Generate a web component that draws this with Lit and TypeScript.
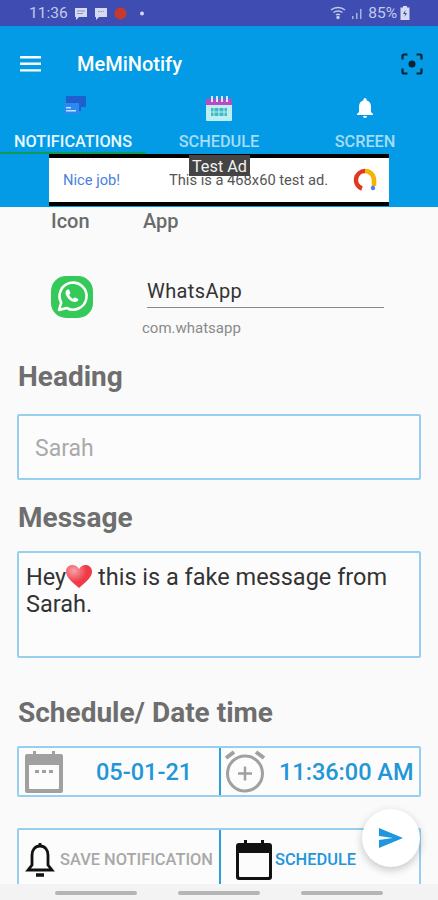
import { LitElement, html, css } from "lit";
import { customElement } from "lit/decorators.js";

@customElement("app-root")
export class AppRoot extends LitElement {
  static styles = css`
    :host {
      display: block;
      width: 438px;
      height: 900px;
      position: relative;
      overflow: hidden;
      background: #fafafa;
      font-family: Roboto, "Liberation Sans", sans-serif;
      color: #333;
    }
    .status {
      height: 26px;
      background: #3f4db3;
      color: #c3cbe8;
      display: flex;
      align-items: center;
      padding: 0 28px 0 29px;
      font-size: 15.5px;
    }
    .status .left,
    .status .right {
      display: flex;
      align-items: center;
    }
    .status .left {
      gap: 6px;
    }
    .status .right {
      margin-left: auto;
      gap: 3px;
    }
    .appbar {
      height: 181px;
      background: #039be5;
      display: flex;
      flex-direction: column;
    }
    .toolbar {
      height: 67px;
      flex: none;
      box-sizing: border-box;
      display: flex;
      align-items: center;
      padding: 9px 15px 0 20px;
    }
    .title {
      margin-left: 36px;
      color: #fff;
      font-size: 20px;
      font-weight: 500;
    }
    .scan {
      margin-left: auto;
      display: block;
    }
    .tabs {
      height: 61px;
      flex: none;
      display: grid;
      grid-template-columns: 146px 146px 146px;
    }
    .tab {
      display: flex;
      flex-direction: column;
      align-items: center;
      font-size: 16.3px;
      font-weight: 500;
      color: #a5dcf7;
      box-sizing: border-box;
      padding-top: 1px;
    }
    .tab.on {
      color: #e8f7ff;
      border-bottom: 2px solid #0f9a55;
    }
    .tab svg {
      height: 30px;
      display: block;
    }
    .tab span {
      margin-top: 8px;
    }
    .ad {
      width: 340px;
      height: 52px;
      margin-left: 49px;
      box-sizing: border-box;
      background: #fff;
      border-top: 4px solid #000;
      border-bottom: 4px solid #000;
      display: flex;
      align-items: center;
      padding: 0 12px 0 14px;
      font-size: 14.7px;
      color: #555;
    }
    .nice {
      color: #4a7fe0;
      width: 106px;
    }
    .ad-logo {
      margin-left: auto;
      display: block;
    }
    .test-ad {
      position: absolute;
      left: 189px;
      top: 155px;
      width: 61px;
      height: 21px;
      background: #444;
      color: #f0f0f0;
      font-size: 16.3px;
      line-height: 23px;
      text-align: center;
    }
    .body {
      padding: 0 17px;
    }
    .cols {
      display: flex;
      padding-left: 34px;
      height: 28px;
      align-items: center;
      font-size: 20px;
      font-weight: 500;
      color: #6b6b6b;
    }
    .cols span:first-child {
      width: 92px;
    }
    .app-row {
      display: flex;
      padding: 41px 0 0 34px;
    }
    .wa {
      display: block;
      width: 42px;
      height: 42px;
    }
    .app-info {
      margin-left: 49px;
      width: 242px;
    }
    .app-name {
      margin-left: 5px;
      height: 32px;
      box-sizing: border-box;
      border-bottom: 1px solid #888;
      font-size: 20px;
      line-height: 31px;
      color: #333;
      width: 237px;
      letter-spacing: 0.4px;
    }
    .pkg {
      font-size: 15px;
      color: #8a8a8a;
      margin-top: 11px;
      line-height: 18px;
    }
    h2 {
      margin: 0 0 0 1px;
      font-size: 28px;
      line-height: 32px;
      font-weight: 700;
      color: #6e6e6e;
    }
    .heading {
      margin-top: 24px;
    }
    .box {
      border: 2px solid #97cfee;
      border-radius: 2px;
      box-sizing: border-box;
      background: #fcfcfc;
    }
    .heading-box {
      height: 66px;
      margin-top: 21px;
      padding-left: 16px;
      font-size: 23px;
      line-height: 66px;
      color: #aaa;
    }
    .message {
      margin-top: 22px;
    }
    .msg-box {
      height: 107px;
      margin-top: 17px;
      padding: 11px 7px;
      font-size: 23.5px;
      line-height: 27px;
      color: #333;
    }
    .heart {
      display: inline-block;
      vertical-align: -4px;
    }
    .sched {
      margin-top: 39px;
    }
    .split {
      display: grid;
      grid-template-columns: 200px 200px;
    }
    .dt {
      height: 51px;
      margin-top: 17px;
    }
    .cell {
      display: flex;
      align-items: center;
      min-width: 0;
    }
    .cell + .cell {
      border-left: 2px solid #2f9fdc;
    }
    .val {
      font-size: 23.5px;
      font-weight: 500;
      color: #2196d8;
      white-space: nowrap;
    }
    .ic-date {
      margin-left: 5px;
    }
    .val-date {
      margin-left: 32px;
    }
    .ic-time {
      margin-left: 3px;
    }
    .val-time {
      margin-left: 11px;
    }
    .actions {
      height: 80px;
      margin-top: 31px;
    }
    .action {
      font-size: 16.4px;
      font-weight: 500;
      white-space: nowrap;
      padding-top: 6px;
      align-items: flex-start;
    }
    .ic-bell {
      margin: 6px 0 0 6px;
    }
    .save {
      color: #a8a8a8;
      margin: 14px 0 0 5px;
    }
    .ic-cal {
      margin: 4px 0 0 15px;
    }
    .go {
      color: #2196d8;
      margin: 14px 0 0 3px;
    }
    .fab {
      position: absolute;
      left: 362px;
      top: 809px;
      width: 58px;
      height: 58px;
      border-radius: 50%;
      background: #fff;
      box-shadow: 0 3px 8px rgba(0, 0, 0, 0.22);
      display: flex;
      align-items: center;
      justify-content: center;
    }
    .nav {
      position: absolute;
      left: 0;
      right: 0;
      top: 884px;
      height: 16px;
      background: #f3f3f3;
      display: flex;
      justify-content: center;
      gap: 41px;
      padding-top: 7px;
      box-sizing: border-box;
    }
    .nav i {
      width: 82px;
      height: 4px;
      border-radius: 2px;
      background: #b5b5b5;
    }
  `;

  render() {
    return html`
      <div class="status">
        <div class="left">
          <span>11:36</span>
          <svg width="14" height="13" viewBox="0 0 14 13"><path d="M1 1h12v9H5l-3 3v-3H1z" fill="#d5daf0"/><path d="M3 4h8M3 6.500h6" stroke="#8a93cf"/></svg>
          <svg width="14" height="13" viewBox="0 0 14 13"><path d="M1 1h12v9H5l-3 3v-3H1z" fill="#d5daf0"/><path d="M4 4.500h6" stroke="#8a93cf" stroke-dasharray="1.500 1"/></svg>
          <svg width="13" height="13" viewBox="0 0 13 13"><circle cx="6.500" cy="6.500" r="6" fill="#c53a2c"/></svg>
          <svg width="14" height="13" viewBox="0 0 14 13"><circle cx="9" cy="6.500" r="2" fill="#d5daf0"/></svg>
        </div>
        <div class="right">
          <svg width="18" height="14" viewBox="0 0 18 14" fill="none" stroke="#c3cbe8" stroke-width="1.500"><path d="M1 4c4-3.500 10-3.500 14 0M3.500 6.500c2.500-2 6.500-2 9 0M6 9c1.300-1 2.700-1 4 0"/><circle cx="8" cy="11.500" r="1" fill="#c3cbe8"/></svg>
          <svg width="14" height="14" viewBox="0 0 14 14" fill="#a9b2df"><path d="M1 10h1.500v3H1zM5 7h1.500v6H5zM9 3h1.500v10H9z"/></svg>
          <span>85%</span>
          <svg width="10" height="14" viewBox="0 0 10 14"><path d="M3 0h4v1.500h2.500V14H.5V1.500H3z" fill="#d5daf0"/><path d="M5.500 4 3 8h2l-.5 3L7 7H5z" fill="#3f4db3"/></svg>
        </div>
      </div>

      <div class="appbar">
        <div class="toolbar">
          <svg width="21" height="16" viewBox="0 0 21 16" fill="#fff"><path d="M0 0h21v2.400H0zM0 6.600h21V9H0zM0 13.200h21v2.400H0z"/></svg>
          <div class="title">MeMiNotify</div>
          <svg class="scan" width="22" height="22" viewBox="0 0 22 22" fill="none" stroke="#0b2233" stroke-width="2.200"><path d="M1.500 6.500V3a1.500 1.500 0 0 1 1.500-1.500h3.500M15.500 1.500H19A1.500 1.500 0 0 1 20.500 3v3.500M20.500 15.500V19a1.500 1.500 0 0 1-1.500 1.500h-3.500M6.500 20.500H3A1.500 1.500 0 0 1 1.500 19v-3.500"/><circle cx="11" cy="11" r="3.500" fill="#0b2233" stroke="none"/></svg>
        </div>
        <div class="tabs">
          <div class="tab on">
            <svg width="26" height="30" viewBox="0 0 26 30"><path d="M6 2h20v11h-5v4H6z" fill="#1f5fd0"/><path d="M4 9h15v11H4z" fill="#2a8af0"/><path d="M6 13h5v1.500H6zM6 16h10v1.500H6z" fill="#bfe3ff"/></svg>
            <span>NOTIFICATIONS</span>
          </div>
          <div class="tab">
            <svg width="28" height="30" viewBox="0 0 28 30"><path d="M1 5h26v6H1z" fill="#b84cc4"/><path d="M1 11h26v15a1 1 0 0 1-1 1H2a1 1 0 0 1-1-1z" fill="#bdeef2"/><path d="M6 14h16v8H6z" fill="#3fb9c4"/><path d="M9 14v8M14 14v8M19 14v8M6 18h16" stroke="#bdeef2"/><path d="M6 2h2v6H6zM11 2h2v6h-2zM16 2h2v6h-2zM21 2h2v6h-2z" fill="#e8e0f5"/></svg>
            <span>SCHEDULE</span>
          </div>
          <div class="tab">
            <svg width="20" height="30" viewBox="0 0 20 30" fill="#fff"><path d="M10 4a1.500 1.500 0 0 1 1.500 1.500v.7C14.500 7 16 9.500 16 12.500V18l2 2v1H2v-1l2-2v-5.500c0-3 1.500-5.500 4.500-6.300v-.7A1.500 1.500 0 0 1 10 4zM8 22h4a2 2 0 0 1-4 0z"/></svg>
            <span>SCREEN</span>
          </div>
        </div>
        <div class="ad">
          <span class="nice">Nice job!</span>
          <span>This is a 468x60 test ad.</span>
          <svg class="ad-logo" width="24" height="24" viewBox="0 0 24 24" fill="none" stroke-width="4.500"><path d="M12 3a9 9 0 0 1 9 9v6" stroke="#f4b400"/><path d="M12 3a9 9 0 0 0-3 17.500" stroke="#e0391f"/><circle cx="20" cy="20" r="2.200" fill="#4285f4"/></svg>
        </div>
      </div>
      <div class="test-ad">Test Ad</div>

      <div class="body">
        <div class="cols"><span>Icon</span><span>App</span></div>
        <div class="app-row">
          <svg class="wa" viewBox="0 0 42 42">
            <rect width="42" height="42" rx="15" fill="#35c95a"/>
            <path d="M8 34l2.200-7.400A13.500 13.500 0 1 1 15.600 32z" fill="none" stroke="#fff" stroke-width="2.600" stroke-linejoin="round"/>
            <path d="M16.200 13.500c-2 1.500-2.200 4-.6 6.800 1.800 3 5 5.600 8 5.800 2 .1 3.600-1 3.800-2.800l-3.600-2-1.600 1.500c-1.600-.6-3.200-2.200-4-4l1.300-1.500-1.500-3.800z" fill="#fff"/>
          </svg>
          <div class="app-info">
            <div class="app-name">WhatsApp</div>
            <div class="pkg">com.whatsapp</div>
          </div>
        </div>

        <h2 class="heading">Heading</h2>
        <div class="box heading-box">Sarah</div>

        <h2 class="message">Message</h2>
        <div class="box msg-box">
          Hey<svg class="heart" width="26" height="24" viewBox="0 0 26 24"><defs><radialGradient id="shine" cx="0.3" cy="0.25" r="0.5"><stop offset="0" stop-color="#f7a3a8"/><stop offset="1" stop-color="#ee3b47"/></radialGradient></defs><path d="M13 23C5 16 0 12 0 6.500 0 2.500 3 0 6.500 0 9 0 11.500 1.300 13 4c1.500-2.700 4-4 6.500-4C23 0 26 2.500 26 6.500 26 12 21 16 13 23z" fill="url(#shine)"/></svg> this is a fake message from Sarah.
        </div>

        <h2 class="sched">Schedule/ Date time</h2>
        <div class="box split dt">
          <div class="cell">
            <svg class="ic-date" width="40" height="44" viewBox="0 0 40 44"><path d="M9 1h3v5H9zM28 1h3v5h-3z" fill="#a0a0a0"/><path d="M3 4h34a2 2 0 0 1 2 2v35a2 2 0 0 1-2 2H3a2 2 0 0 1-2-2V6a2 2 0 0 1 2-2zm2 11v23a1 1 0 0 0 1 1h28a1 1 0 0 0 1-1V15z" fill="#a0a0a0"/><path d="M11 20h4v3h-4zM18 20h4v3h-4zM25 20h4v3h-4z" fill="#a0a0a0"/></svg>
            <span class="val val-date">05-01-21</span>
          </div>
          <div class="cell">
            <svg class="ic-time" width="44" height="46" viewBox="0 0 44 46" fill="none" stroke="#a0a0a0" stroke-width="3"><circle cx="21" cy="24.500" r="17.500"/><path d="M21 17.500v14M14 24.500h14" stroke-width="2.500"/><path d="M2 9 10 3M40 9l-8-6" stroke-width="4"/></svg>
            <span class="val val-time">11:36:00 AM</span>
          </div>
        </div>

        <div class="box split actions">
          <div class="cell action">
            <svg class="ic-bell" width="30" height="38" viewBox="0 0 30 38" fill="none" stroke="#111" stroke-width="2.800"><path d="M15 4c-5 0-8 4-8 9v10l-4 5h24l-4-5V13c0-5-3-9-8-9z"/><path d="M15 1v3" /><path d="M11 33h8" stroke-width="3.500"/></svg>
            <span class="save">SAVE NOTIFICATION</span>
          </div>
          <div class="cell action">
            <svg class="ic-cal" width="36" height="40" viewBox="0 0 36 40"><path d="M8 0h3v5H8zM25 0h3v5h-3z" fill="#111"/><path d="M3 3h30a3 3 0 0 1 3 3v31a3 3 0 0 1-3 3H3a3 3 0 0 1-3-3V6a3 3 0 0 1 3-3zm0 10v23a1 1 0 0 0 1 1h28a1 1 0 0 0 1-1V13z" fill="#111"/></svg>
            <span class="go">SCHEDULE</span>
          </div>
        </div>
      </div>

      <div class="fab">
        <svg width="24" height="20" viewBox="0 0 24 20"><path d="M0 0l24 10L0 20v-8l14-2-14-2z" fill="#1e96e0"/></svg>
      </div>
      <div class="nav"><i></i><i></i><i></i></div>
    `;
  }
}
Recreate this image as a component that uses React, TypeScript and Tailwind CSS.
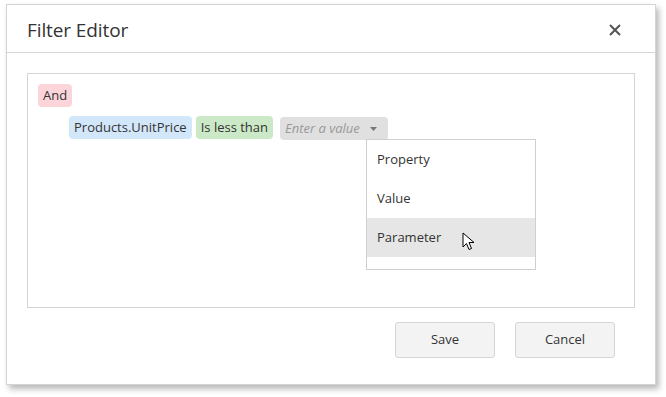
——
Look over the listing. Pull out every line with the string "that" in it.

Generate a web component that draws this with Lit and TypeScript.
Recreate this image as a component that uses React, TypeScript and Tailwind CSS.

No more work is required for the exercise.